Size dependence of the lattice parameters of carbon supported platinum nanoparticles: X-ray diffraction analysis and theoretical considerations

• Published in: RSC advances Vol. 4; no. 68; pp. 35959 - 35965
• Main Authors: Leontyev, I. N., Kuriganova, A. B., Leontyev, N. G., Hennet, L., Rakhmatullin, A., Smirnova, N. V., Dmitriev, V.
• Format: Journal Article
• Language: English
• Published: 01.01.2014
• Subjects: Approximation; Carbon; Diffraction; Mathematical models; Nanoparticles; Platinum; Unit cell; X-rays
• ISSN: 2046-2069; 2046-2069
• DOI: 10.1039/C4RA04809A

Carbon supported Pt nanoparticles with diameters ranging from 2 to 28 nm have been studied using X-ray diffraction. The unit cell parameter of synthesized Pt/C nanoparticles is always lower than that of bulk Pt.
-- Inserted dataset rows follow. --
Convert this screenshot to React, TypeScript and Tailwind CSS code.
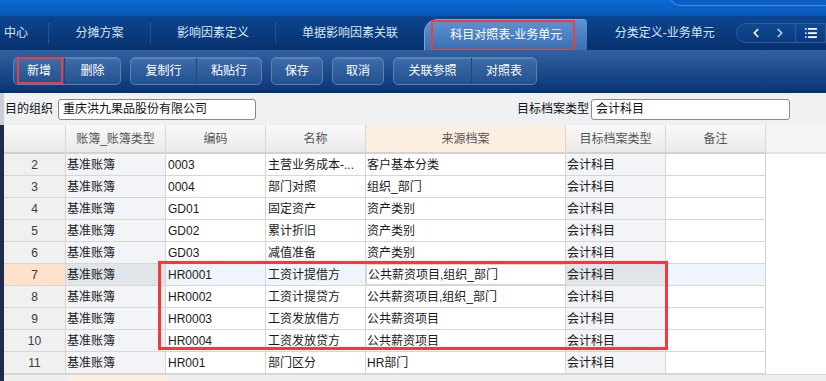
import { ChevronLeft, ChevronRight, List } from "lucide-react";

const font = "font-['Liberation_Sans','Noto_Sans_CJK_SC',sans-serif]";

const rows: string[][] = [
  ["2", "基准账簿", "0003", "主营业务成本-...", "客户基本分类", "会计科目"],
  ["3", "基准账簿", "0004", "部门对照", "组织_部门", "会计科目"],
  ["4", "基准账簿", "GD01", "固定资产", "资产类别", "会计科目"],
  ["5", "基准账簿", "GD02", "累计折旧", "资产类别", "会计科目"],
  ["6", "基准账簿", "GD03", "减值准备", "资产类别", "会计科目"],
  ["7", "基准账簿", "HR0001", "工资计提借方", "公共薪资项目,组织_部门", "会计科目"],
  ["8", "基准账簿", "HR0002", "工资计提贷方", "公共薪资项目,组织_部门", "会计科目"],
  ["9", "基准账簿", "HR0003", "工资发放借方", "公共薪资项目", "会计科目"],
  ["10", "基准账簿", "HR0004", "工资发放贷方", "公共薪资项目", "会计科目"],
  ["11", "基准账簿", "HR001", "部门区分", "HR部门", "会计科目"],
];

function Sep() {
  return <div className="h-[20px] w-0 border-l border-dotted border-[#3f67a3]" />;
}

function Btn({ label, w, first }: { label: string; w: string; first?: boolean }) {
  return (
    <div
      className={`${w} h-full flex items-center justify-center text-white text-[12px] ${
        first ? "" : "border-l border-[#1b457f]"
      }`}
    >
      {label}
    </div>
  );
}

function Group({ items }: { items: [string, string][] }) {
  return (
    <div className="flex h-[28px] rounded-[5px] border border-[#5a80b6] bg-gradient-to-b from-[#3e6dac] to-[#23508e] shadow-[inset_0_1px_0_rgba(255,255,255,0.15)]">
      {items.map(([l, w], i) => (
        <Btn key={l} label={l} w={w} first={i === 0} />
      ))}
    </div>
  );
}

export default function App() {
  return (
    <div className={`w-[826px] h-[381px] overflow-hidden bg-white ${font} text-[12px]`}>
      {/* header strip */}
      <div className="h-[16px] bg-gradient-to-b from-[#0d6ad4] to-[#0a55b6] relative">
        <div className="absolute left-[670px] top-[-10px] w-[200px] h-[16px] rounded-bl-[10px] border-l border-b border-[#4a8be0] bg-[#0b5ec7]" />
      </div>

      {/* tab bar */}
      <div className="h-[34px] flex items-end bg-gradient-to-b from-[#0b4690] to-[#08316f] text-[#dbe6f5]">
        <div className="h-full flex items-center">
          <div className="w-[48px] pl-[4px] flex items-center">中心</div>
          <Sep />
          <div className="w-[101px] text-center">分摊方案</div>
          <Sep />
          <div className="w-[124px] text-center">影响因素定义</div>
          <Sep />
          <div className="w-[148px] text-center">单据影响因素关联</div>
        </div>
        <div className="relative w-[167px] h-[31px] rounded-tl-[14px] rounded-tr-[4px] bg-gradient-to-b from-[#5d93d3] to-[#3a6fb2] border-t border-l border-[#7aa6dc] flex items-center justify-center text-white">
          科目对照表-业务单元
          <div className="absolute left-[6px] top-[0px] w-[144px] h-[31px] border-[2px] border-[#f03c3c]" />
        </div>
        <div className="w-[152px] h-full flex items-center justify-center pl-[6px]">分类定义-业务单元</div>
        <div className="h-full flex items-center">
          <div className="w-[90px] h-[20px] rounded-l-full border border-[#2f5d9a] bg-gradient-to-b from-[#0e4a94] to-[#0a3a7c] flex items-center">
            <ChevronLeft className="ml-[12px] w-[14px] h-[14px] text-white" strokeWidth={3} />
            <ChevronRight className="ml-[10px] w-[14px] h-[14px] text-[#b8c8e0]" strokeWidth={3} />
            <div className="ml-[8px] h-full border-l border-[#2f5d9a]" />
            <List className="ml-[8px] w-[14px] h-[14px] text-white" strokeWidth={3} />
          </div>
        </div>
      </div>

      {/* toolbar */}
      <div className="h-[43px] pt-[7px] pl-[13px] flex items-start gap-[9px] bg-gradient-to-b from-[#3062a2] to-[#0b3777] border-b-[3px] border-[#08306c] relative">
        <Group items={[["新增", "w-[50px]"], ["删除", "w-[56px]"]]} />
        <Group items={[["复制行", "w-[65px]"], ["粘贴行", "w-[65px]"]]} />
        <Group items={[["保存", "w-[50px]"]]} />
        <Group items={[["取消", "w-[50px]"]]} />
        <Group items={[["关联参照", "w-[77px]"], ["对照表", "w-[65px]"]]} />
        <div className="absolute left-[17px] top-[7px] w-[46px] h-[27px] border-[2px] border-[#f03c3c]" />
      </div>

      {/* body */}
      <div className="flex h-[288px]">
        <div className="w-[4px] flex flex-col">
          <div className="h-[32px] bg-[#c9ced6]" />
          <div className="flex-1 bg-[#1d2c4a]" />
        </div>
        <div className="flex-1 flex flex-col bg-[#f0f1f3]">
          {/* form row */}
          <div className="h-[32px] flex items-center text-[#111]">
            <span className="pl-[1px]">目的组织</span>
            <div className="ml-[5px] w-[198px] h-[21px] rounded-[3px] border border-[#8a8a8a] bg-white flex items-center pl-[4px]">
              重庆洪九果品股份有限公司
            </div>
            <div className="ml-[261px] h-full flex items-center bg-[#eef0f3]">
              <span>目标档案类型</span>
              <div className="ml-[2px] w-[199px] h-[21px] rounded-[3px] border border-[#8a8a8a] bg-white flex items-center pl-[4px]">
                会计科目
              </div>
            </div>
          </div>

          {/* table */}
          <div className="flex">
            <div className="relative w-[762px]">
              <div className="flex h-[29px] text-[#555] border-b-2 border-[#d2d2d2]">
                {[
                  ["", "w-[62px]", ""],
                  ["账簿_账簿类型", "w-[100px]", ""],
                  ["编码", "w-[100px]", ""],
                  ["名称", "w-[100px]", ""],
                  ["来源档案", "w-[200px]", "peach"],
                  ["目标档案类型", "w-[100px]", ""],
                  ["备注", "w-[100px]", ""],
                ].map(([l, w, c], i) => (
                  <div
                    key={i}
                    className={`${w} h-full flex items-center justify-center border-r border-[#d6d6d6] ${
                      c === "peach" ? "bg-[#fdeee2]" : "bg-gradient-to-b from-[#f9f9f9] to-[#e9e9e9]"
                    }`}
                  >
                    {l}
                  </div>
                ))}
              </div>
              {rows.map((r) => {
                const sel = r[0] === "7";
                return (
                  <div key={r[0]} className="flex h-[22px] border-b border-[#d6d6d6] text-[#1a1a1a]">
                    <div className={`w-[62px] flex items-center justify-center border-r border-[#d6d6d6] text-[#3a3a3a] ${sel ? "bg-[#fde1ca]" : "bg-[#f0f0f0]"}`}>
                      {r[0]}
                    </div>
                    <div className={`w-[100px] flex items-center pl-[1px] border-r border-[#d6d6d6] ${sel ? "bg-[#dfe5e9]" : "bg-[#f3f4f8]"}`}>
                      {r[1]}
                    </div>
                    <div className={`w-[100px] flex items-center pl-[2px] border-r border-[#d6d6d6] ${sel ? "bg-[#eef5fc]" : "bg-white"}`}>
                      {r[2]}
                    </div>
                    <div className={`w-[100px] flex items-center pl-[2px] border-r border-[#d6d6d6] whitespace-nowrap overflow-hidden ${sel ? "bg-[#eef5fc]" : "bg-white"}`}>
                      {r[3]}
                    </div>
                    <div className={`w-[200px] flex items-center pl-[1px] border-r border-[#d6d6d6] bg-white ${sel ? "border border-[#1e3f82]" : ""}`}>
                      {r[4]}
                    </div>
                    <div className={`w-[100px] flex items-center pl-[1px] border-r border-[#d6d6d6] ${sel ? "bg-[#dfe5e9]" : "bg-[#f3f4f8]"}`}>
                      {r[5]}
                    </div>
                    <div className={`w-[100px] border-r border-[#d0d0d0] ${sel ? "bg-[#eef5fc]" : "bg-white"}`} />
                  </div>
                );
              })}
              <div className="absolute left-[154px] top-[136px] w-[510px] h-[89px] border-[3px] border-[#f23a3a]" />
            </div>
            <div className="flex-1 flex flex-col">
              <div className="h-[29px] bg-[#f4f4f4] border-b-2 border-[#e2e2e2]" />
              <div className="flex-1 bg-white" />
            </div>
          </div>
          <div className="flex-1 flex bg-[#efefef] border-t border-[#d6d6d6]">
            <div className="w-[66px]" />
            <div className="w-[98px] bg-[#fdeee2]" />
          </div>
        </div>
      </div>
    </div>
  );
}
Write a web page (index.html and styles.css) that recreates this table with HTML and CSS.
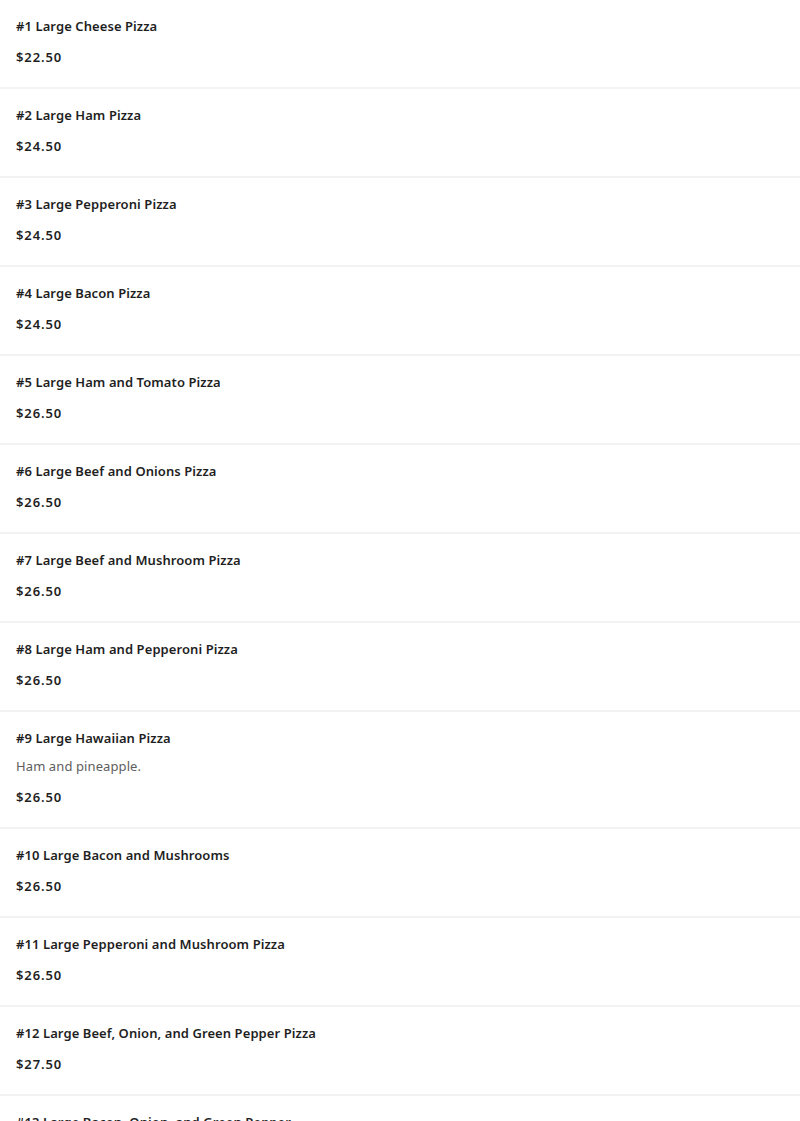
FILE: index.html
```html
<!DOCTYPE html>
<html>
<head>
<meta charset="utf-8">
<link rel="stylesheet" href="styles.css">
</head>
<body>
<ul class="menu">
  <li class="item"><div class="title">#1 Large Cheese Pizza</div><div class="price">$22.50</div></li>
  <li class="item"><div class="title">#2 Large Ham Pizza</div><div class="price">$24.50</div></li>
  <li class="item"><div class="title">#3 Large Pepperoni Pizza</div><div class="price">$24.50</div></li>
  <li class="item"><div class="title">#4 Large Bacon Pizza</div><div class="price">$24.50</div></li>
  <li class="item"><div class="title">#5 Large Ham and Tomato Pizza</div><div class="price">$26.50</div></li>
  <li class="item"><div class="title">#6 Large Beef and Onions Pizza</div><div class="price">$26.50</div></li>
  <li class="item"><div class="title">#7 Large Beef and Mushroom Pizza</div><div class="price">$26.50</div></li>
  <li class="item"><div class="title">#8 Large Ham and Pepperoni Pizza</div><div class="price">$26.50</div></li>
  <li class="item"><div class="title">#9 Large Hawaiian Pizza</div><div class="desc">Ham and pineapple.</div><div class="price">$26.50</div></li>
  <li class="item"><div class="title">#10 Large Bacon and Mushrooms</div><div class="price">$26.50</div></li>
  <li class="item"><div class="title">#11 Large Pepperoni and Mushroom Pizza</div><div class="price">$26.50</div></li>
  <li class="item"><div class="title">#12 Large Beef, Onion, and Green Pepper Pizza</div><div class="price">$27.50</div></li>
  <li class="item"><div class="title">#13 Large Bacon, Onion, and Green Pepper</div><div class="price">$27.50</div></li>
</ul>
</body>
</html>
```
FILE: styles.css
```css
html, body {
  margin: 0;
  padding: 0;
  background: #ffffff;
}
body {
  font-family: "Noto Sans", "Open Sans", sans-serif;
  color: #1f1f1f;
}
.menu {
  list-style: none;
  margin: 0;
  padding: 0;
}
.item {
  display: flex;
  flex-direction: column;
  padding: 16px 16px 20px;
  border-bottom: 2px solid #f3f3f3;
}
.title {
  font-size: 13px;
  font-weight: 600;
  line-height: 20px;
  letter-spacing: 0.08px;
  margin-bottom: 11px;
}
.desc {
  font-size: 13px;
  font-weight: 400;
  line-height: 18px;
  letter-spacing: 0.1px;
  color: #5e5e5e;
  margin-top: -2px;
  margin-bottom: 12px;
}
.price {
  font-size: 13px;
  font-weight: 600;
  line-height: 20px;
  letter-spacing: 0.9px;
}
```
By decreasing the average particle size D to approximately 2 nm, the unit cell parameter a nonlinearly decreases by about 0.03 Å which corresponds to a variation of 0.7% in comparison to bulk Pt, and the size effect is predominant for sizes ranging from 2 to 10 nm. The dependence a (1/ D ) is approximated well using a straight line with a slope of −0.0555 ± 0.0067 nm −1 and an intercept of −3.9230 ± 0.0017 Å. For interpreting the obtained experimental dependence of the unit cell parameter of Pt/C nanoparticles, four different theoretical approaches such as the thermal vacancy mechanism, continuous-medium model, Laplace pressure, and bond order–length–strength correlation mechanism, were used. Comparison of the calculated dependencies, based on the above models, with the experimental ones, shows that the continuous-medium model agrees best with the experimentally found unit cell parameter dependence of our carbon supported Pt nanoparticles.